Lime plays crucial role in aquaculture pond management
Prof. Boyd explains the basic reactions of this widely used practice
Applications of agricultural limestone in aquaculture ponds is a widely used practice to improve pH and alkalinity. Photo by Darryl Jory.
Application of agricultural limestone to improve pH and alkalinity in aquaculture ponds is a widely used practice. However, there is considerable use of lime in aquaculture to disinfect pond bottoms and water, to attempt to control pH and various other reasons. Here I explain the basic reactions of lime added to ponds.
Types of lime
There are two types of lime – burnt lime and hydrated lime. Burnt lime is made by heating limestone at high temperature in a furnace to drive carbon dioxide from the limestone and produce an oxide. Limestone is calcium carbonate (CaCO3) or a mixture of calcium carbonate and magnesium carbonate (MgCO3), so burnt lime is calcium oxide (CaO) or a mixture of calcium oxide and magnesium oxide (MgO). Burnt lime also is called unslaked lime or quick lime. Burnt lime can be treated with water to provide hydrated lime which is calcium hydroxide [Ca(OH)2] or a mixture of calcium hydroxide and magnesium hydroxide [Mg(OH)2]. This product is called hydrated lime, slaked lime or builders lime. Both burnt and hydrated lime are used in aquaculture.
Reactions with water
Burnt lime, which will be represented here as calcium oxide, reacts with water to form calcium hydroxide rather than dissolving in the usual sense. The reaction is:
CaO + H2O –> Ca(OH)2.
The reaction of burnt lime and water releases considerable heat; thus, calcium oxide reacts faster at lower temperature than at higher temperatures.

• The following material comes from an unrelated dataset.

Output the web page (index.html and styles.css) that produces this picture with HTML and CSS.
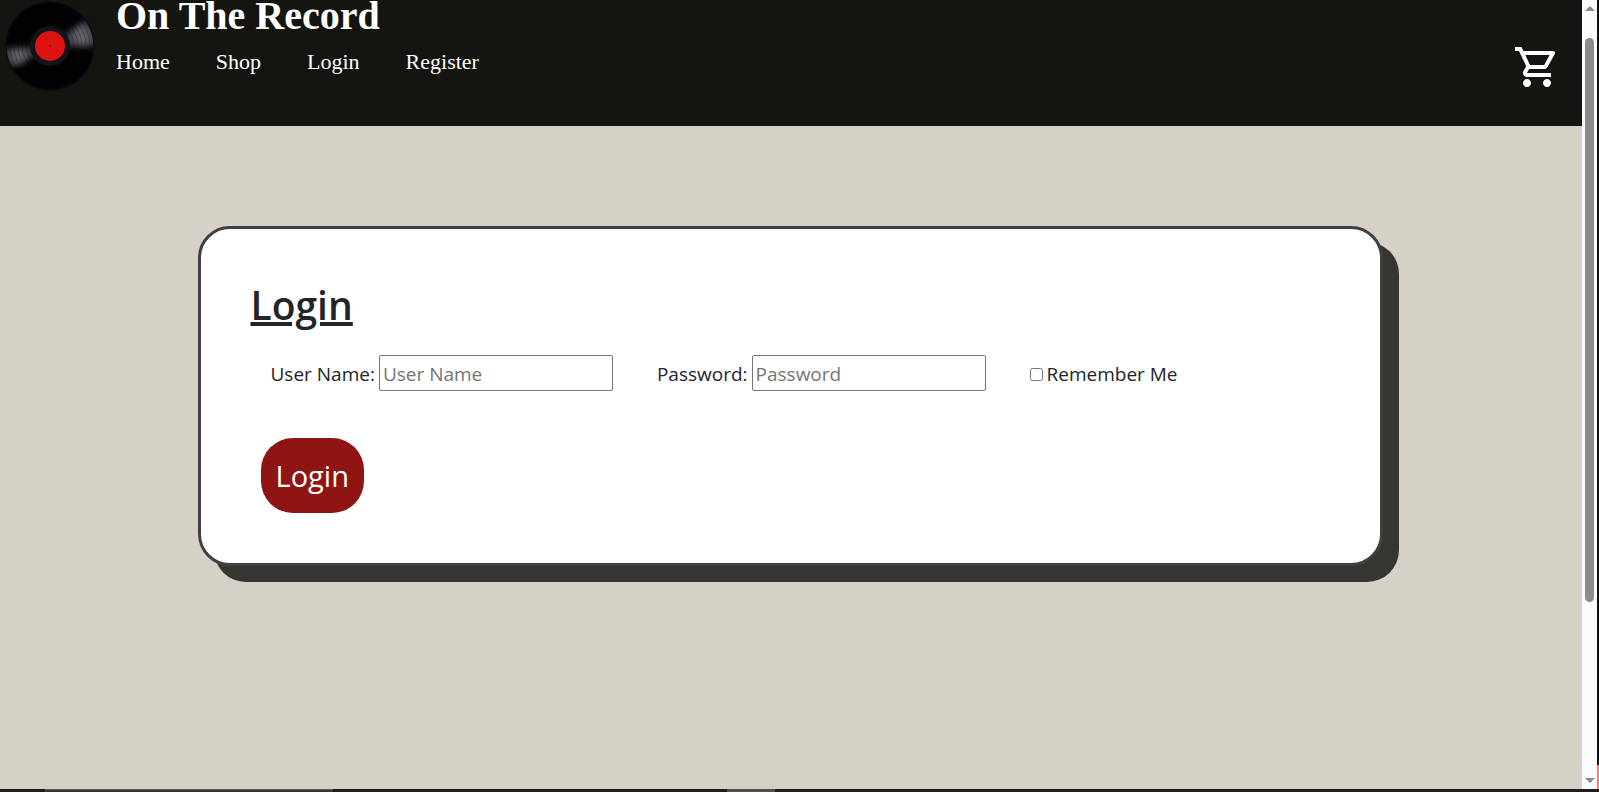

Farmers realize that calcium oxide releases heat, because they have observed this phenomenon when mixing it with water. This observation has led to the common belief that liming increases water temperature in aquaculture ponds. Technically, this is true, because each kilogram of calcium oxide that reacts with water releases 272.6 kilocalories of heat. One kilocalorie will raise the temperature of 1 L water by 1 degree-C. Application rates for burnt lime usually are 50 kg/ha or less. Suppose that 50 kg of burnt lime are added to a 5,000 m2 by 1.5 m deep pond (7,500,000 L). Assuming that the lime reacts completely with water, 13,630 kilocalories of heat would be released. The temperature of the pond water would increase by 0.0018 degrees-C – an insignificant amount.

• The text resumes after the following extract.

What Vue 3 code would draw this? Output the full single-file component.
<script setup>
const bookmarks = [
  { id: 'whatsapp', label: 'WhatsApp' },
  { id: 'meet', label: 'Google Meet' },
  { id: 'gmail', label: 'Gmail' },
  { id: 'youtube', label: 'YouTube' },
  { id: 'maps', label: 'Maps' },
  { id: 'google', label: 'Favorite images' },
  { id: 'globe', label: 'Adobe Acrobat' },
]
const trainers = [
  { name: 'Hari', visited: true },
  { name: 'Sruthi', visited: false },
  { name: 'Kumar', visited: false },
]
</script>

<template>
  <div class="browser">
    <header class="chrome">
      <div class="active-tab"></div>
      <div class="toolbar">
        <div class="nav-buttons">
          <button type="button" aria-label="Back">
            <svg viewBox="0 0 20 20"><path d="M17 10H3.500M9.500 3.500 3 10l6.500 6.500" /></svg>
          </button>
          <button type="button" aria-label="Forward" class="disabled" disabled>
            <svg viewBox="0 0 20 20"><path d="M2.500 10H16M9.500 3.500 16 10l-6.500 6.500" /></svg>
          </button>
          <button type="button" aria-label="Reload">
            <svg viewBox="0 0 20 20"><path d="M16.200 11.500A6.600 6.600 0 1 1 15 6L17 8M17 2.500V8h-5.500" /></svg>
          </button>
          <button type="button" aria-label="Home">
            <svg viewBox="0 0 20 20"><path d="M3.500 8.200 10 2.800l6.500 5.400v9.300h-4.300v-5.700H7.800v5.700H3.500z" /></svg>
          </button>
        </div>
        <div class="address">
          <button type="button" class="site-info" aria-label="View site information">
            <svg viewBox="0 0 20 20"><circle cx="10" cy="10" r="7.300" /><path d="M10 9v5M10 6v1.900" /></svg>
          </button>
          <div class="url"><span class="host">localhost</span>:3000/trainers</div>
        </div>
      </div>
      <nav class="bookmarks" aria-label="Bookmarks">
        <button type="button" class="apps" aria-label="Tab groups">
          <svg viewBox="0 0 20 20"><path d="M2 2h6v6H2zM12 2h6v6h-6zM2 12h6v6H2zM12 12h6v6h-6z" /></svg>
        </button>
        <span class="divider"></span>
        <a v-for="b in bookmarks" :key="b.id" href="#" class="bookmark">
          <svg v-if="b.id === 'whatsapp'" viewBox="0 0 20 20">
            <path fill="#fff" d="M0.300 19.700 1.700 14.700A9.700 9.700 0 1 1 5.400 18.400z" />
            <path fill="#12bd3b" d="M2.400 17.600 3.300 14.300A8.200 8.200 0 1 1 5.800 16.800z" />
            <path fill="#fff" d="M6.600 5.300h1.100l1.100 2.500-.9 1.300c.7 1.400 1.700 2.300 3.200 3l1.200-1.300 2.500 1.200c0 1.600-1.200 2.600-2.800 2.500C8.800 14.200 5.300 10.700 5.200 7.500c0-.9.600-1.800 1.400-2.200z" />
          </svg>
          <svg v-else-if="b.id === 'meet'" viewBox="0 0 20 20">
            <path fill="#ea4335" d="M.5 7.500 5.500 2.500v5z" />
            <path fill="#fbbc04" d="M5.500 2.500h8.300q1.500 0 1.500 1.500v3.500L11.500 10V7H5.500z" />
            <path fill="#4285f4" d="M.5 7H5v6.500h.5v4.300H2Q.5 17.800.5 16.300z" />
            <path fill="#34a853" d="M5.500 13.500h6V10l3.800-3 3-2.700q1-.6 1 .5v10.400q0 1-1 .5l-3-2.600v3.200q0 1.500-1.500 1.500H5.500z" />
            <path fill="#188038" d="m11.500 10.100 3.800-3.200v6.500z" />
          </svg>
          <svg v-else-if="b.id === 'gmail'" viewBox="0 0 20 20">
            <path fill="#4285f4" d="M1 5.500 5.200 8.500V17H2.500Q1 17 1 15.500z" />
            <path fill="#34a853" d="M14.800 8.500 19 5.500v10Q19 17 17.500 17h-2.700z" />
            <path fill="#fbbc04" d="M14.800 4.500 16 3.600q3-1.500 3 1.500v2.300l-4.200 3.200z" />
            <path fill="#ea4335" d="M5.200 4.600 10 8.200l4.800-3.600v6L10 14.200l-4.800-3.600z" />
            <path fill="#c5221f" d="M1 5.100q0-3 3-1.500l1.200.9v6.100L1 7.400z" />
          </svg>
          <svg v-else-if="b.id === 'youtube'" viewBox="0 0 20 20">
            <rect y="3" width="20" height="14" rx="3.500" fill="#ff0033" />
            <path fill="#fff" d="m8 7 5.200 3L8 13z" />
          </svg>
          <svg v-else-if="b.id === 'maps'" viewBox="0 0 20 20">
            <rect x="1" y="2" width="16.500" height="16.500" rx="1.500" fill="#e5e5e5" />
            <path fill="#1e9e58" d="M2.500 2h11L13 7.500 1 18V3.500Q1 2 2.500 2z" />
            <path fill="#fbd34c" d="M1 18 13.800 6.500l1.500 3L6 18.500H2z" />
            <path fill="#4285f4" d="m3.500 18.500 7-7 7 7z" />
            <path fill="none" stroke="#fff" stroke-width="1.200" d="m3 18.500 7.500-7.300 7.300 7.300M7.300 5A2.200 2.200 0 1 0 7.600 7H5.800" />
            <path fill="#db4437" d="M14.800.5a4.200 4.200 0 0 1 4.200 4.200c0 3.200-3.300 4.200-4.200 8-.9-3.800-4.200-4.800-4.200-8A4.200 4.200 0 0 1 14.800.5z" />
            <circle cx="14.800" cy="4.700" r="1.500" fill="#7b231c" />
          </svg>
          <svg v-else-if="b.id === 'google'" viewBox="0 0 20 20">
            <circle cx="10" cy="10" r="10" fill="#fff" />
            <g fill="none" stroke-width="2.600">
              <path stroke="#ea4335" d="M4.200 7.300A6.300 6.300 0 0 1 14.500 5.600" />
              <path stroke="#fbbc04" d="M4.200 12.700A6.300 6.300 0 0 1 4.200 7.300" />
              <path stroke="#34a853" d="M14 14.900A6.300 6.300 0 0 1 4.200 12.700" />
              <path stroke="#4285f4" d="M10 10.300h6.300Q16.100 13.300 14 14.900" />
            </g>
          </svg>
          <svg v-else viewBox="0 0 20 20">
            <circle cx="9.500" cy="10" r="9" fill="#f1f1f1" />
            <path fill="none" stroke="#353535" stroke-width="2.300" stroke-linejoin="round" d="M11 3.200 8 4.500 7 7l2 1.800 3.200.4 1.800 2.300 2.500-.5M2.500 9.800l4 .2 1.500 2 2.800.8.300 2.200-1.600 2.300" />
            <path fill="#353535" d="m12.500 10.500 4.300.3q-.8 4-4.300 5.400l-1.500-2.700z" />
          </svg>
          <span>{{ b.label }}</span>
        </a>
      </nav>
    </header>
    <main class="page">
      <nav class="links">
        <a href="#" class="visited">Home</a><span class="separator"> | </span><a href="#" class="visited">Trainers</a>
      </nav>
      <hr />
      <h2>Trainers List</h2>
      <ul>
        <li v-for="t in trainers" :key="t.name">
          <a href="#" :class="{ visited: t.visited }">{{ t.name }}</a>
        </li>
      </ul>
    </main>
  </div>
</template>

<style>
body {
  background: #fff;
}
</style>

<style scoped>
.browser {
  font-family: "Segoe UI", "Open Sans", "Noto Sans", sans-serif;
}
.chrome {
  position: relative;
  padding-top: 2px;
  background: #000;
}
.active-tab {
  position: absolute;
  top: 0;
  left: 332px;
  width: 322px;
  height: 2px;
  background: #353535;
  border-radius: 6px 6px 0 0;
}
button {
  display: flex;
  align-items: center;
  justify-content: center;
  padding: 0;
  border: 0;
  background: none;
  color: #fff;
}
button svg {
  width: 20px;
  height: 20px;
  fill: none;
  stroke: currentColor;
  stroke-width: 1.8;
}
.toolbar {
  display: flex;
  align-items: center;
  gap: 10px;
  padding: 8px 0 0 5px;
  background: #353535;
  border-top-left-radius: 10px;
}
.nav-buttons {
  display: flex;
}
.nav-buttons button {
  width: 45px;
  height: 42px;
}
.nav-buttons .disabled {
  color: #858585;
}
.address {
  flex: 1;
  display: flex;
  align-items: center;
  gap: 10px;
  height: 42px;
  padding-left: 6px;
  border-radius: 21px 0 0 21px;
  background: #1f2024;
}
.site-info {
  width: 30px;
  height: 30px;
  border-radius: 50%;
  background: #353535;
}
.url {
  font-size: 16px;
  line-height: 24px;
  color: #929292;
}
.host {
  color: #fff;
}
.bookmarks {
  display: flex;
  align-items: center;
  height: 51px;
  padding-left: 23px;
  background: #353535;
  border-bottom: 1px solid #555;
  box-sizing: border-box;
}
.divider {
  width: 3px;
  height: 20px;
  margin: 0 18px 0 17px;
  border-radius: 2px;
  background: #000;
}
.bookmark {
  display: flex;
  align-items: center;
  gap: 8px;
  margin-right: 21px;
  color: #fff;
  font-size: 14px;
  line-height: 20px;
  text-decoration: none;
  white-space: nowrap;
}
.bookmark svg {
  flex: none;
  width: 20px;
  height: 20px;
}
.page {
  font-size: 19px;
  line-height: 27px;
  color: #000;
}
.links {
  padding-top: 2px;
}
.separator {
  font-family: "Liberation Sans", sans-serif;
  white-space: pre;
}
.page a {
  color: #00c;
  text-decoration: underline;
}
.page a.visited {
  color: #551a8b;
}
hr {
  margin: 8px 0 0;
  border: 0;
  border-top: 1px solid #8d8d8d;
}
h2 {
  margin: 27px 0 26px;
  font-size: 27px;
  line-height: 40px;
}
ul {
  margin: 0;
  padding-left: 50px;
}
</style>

In the industrial production of hydrated lime, the heat from the reaction of burnt lime and water is released. Thus, hydrated lime does not release appreciable heat when it dissolves in water.
Each kilogram of calcium oxide equates to 1.32 kg calcium hydroxide. The solubility of calcium hydroxide is about 0.12 g/100 mL (1,200 mg/L) at 30 degrees-C. Thus, for practical purposes, the solubility of calcium oxide at 30 degrees-C is about 900 mg/L.
Calcium hydroxide – either from the reaction of calcium oxide and water or from direct application of calcium hydroxide – dissociates into ions:
Ca(OH)2 ⇌ Ca2+ + 2OH–.
Coarsely pulverized (left) vs. finely pulverized (right) agricultural limestone. Finer limestone dissolves much faster than coarser limestone.
Usage in ponds
The hydroxide ion (OH–) causes pH to increase. For example, water saturated with calcium hydroxide would have a hydroxide concentration of 0.032 molar and a pH of about 12.5. A pond of 7,500,000 L volume to which 50 kg of calcium oxide (equivalent to 66 kg calcium hydroxide) was added – assuming a complete reaction with water – would have a hydroxide concentration around 0.0040 M and a pH of about 11.6. A treatment as low as 10 kg of calcium oxide (13.2 kg calcium hydroxide) would increase the pH of the pond to around 10.9. The high pH resulting from the reaction of lime in water is the reason that this material often is recommended as a pond soil or water disinfectant.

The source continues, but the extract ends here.